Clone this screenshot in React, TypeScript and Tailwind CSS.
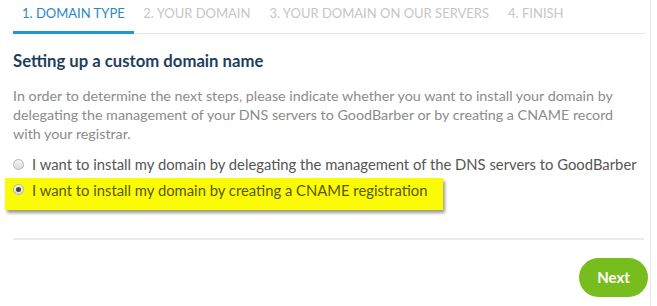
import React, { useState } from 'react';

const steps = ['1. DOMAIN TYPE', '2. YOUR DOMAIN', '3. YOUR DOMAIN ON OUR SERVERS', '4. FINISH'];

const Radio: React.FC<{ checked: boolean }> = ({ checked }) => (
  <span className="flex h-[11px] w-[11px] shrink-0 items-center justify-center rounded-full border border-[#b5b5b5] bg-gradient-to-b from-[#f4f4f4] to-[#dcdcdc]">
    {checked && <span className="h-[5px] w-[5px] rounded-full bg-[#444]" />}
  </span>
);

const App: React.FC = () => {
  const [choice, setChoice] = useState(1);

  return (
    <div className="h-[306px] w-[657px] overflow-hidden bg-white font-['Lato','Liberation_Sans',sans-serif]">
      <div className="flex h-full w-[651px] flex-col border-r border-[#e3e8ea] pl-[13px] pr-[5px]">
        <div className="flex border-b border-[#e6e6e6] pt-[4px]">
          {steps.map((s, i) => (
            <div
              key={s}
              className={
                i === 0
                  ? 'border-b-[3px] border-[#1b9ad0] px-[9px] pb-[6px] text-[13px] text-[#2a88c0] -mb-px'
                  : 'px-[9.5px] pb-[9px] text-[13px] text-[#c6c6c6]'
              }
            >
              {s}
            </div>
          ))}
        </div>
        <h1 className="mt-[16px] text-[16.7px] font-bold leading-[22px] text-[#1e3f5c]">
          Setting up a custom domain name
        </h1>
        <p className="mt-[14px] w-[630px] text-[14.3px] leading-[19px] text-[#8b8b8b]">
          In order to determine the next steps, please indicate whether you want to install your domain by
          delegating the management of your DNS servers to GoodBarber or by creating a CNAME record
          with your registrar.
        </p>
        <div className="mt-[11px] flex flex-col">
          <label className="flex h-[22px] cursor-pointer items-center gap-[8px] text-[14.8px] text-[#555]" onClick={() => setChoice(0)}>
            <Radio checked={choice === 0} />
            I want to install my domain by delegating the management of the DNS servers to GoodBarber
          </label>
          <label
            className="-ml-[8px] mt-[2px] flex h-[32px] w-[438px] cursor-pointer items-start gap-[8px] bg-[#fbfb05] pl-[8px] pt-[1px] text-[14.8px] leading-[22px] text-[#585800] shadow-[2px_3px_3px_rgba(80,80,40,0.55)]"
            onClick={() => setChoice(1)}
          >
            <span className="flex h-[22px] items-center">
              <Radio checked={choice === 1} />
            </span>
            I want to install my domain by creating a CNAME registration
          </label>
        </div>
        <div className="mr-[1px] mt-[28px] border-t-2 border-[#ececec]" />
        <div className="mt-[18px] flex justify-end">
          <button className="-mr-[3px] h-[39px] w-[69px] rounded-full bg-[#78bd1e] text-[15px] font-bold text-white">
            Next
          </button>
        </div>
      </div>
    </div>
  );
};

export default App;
# # # # # # #
## What is needed
From the top of the listing above, repeat each line exactly until you reach the line containing "const steps = ['1.", and repeat that one too. Leave the pictures out.

## Response
Clone this screenshot in React, TypeScript and Tailwind CSS.
import React, { useState } from 'react';

const steps = ['1. DOMAIN TYPE', '2. YOUR DOMAIN', '3. YOUR DOMAIN ON OUR SERVERS', '4. FINISH'];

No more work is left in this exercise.